++++ DATA PROVIDED ++++

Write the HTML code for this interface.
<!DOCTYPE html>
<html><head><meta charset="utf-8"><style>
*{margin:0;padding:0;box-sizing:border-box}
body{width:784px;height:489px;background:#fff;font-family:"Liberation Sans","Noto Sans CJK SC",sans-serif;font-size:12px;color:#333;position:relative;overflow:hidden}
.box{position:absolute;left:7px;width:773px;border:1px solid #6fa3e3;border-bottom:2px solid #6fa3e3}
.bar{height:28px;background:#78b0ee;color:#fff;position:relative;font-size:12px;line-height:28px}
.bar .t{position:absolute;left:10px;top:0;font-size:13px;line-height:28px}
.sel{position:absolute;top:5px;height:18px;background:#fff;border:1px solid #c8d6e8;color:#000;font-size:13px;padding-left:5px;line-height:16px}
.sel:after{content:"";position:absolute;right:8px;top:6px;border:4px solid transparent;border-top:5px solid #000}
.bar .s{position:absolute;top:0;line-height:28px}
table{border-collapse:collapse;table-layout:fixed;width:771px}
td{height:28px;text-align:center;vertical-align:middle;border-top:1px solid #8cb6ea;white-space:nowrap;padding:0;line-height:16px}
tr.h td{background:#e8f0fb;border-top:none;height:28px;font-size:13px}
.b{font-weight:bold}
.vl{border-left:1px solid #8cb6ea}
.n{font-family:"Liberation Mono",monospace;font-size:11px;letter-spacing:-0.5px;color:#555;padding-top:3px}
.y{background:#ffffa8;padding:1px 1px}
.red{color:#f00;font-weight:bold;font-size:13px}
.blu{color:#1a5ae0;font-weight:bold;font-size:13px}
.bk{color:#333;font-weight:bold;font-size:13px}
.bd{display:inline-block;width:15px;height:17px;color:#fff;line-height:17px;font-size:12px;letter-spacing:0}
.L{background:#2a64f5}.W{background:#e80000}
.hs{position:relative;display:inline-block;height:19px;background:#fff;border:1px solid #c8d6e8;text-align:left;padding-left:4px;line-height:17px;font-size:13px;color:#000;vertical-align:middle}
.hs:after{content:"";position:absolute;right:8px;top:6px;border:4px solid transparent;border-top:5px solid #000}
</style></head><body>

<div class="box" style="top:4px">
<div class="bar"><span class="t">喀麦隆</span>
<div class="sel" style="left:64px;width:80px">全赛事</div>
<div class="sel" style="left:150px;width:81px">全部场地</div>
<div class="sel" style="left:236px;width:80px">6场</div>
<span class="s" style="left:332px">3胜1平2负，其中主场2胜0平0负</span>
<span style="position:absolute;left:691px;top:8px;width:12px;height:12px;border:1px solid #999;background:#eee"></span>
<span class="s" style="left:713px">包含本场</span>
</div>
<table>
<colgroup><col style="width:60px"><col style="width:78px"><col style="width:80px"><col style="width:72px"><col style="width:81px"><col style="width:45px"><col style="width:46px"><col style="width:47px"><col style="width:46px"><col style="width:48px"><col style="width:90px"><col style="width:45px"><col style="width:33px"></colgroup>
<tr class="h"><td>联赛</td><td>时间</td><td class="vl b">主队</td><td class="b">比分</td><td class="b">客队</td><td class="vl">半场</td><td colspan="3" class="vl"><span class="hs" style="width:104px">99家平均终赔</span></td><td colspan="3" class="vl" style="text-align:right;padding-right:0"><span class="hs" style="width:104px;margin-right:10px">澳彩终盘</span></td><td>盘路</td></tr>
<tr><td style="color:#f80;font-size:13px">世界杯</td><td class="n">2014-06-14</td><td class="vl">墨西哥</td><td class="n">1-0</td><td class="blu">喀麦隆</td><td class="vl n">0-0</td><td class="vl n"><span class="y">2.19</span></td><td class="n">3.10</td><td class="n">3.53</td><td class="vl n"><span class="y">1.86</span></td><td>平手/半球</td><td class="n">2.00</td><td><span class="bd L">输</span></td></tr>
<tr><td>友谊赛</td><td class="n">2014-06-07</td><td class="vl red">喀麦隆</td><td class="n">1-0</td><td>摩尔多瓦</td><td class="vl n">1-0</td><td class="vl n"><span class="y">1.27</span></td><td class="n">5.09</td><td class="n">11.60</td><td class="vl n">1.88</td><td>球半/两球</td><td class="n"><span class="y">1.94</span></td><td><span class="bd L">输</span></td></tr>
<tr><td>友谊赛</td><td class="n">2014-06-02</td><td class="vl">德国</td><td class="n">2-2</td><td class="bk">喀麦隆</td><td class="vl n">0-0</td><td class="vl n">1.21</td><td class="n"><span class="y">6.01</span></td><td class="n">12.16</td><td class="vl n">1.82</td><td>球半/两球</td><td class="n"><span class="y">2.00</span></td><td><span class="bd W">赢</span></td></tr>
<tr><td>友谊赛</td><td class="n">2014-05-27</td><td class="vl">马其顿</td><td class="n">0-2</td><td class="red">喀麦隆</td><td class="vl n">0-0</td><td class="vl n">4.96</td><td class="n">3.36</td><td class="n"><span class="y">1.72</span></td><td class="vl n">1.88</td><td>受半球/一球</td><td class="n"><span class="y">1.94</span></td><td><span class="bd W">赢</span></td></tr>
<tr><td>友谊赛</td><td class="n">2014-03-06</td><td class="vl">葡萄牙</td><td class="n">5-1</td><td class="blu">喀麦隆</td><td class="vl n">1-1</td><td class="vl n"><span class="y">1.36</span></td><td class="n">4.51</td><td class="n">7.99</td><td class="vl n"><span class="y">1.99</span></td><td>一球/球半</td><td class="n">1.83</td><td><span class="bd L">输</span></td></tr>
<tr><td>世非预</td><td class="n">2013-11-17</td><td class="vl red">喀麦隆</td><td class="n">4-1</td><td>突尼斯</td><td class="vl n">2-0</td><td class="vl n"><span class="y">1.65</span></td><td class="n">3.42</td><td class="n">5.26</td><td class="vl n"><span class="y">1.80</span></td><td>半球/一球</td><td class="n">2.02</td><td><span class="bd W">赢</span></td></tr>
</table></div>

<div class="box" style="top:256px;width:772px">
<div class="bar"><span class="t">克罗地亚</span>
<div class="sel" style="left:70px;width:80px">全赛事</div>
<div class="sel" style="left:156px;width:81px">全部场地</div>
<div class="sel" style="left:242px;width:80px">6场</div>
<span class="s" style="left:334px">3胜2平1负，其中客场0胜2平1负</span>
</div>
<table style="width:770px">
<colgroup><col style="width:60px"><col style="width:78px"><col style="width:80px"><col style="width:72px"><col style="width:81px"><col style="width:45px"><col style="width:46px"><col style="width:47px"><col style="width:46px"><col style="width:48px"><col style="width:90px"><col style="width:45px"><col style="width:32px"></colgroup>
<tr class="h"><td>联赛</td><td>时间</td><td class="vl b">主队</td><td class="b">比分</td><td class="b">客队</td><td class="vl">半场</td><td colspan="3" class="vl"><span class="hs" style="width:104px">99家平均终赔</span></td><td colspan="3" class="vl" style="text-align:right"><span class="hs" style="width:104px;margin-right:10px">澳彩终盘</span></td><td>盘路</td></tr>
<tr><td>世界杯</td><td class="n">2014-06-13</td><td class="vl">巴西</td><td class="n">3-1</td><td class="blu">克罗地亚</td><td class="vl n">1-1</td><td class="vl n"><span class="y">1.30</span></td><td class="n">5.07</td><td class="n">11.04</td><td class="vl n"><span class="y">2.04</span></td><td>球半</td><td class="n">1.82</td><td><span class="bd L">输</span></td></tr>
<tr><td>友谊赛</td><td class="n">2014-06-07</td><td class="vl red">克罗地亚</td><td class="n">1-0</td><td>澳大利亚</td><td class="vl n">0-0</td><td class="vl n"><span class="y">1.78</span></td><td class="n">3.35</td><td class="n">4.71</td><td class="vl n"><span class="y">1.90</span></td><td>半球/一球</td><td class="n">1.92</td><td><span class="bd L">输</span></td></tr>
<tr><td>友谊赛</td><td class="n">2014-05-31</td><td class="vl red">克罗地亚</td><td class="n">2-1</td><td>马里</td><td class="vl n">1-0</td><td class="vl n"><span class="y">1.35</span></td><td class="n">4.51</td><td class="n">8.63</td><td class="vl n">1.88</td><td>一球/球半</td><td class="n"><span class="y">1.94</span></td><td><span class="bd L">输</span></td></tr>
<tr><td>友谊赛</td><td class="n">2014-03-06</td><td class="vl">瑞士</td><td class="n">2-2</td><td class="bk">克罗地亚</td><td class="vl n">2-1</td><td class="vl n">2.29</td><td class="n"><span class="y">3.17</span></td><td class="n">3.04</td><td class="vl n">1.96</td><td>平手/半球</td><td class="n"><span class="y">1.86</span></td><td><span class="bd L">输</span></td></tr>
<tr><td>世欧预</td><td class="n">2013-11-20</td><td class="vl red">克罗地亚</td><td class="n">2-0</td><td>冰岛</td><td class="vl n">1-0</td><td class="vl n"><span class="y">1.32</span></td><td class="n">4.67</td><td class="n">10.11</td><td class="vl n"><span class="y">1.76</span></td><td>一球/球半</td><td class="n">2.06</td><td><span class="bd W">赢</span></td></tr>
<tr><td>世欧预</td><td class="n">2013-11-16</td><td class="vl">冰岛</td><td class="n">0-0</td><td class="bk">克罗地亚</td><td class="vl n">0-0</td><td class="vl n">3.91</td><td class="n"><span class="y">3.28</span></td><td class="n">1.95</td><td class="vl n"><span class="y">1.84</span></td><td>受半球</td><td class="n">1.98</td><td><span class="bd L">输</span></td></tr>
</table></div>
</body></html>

++++

» **WHAT IS BEING ASKED**
Reproduce only the lines from the top of the material through the one bearing "</style></head><body>", each exactly as it stands.

» **FINAL RESULT**
Write the HTML code for this interface.
<!DOCTYPE html>
<html><head><meta charset="utf-8"><style>
*{margin:0;padding:0;box-sizing:border-box}
body{width:784px;height:489px;background:#fff;font-family:"Liberation Sans","Noto Sans CJK SC",sans-serif;font-size:12px;color:#333;position:relative;overflow:hidden}
.box{position:absolute;left:7px;width:773px;border:1px solid #6fa3e3;border-bottom:2px solid #6fa3e3}
.bar{height:28px;background:#78b0ee;color:#fff;position:relative;font-size:12px;line-height:28px}
.bar .t{position:absolute;left:10px;top:0;font-size:13px;line-height:28px}
.sel{position:absolute;top:5px;height:18px;background:#fff;border:1px solid #c8d6e8;color:#000;font-size:13px;padding-left:5px;line-height:16px}
.sel:after{content:"";position:absolute;right:8px;top:6px;border:4px solid transparent;border-top:5px solid #000}
.bar .s{position:absolute;top:0;line-height:28px}
table{border-collapse:collapse;table-layout:fixed;width:771px}
td{height:28px;text-align:center;vertical-align:middle;border-top:1px solid #8cb6ea;white-space:nowrap;padding:0;line-height:16px}
tr.h td{background:#e8f0fb;border-top:none;height:28px;font-size:13px}
.b{font-weight:bold}
.vl{border-left:1px solid #8cb6ea}
.n{font-family:"Liberation Mono",monospace;font-size:11px;letter-spacing:-0.5px;color:#555;padding-top:3px}
.y{background:#ffffa8;padding:1px 1px}
.red{color:#f00;font-weight:bold;font-size:13px}
.blu{color:#1a5ae0;font-weight:bold;font-size:13px}
.bk{color:#333;font-weight:bold;font-size:13px}
.bd{display:inline-block;width:15px;height:17px;color:#fff;line-height:17px;font-size:12px;letter-spacing:0}
.L{background:#2a64f5}.W{background:#e80000}
.hs{position:relative;display:inline-block;height:19px;background:#fff;border:1px solid #c8d6e8;text-align:left;padding-left:4px;line-height:17px;font-size:13px;color:#000;vertical-align:middle}
.hs:after{content:"";position:absolute;right:8px;top:6px;border:4px solid transparent;border-top:5px solid #000}
</style></head><body>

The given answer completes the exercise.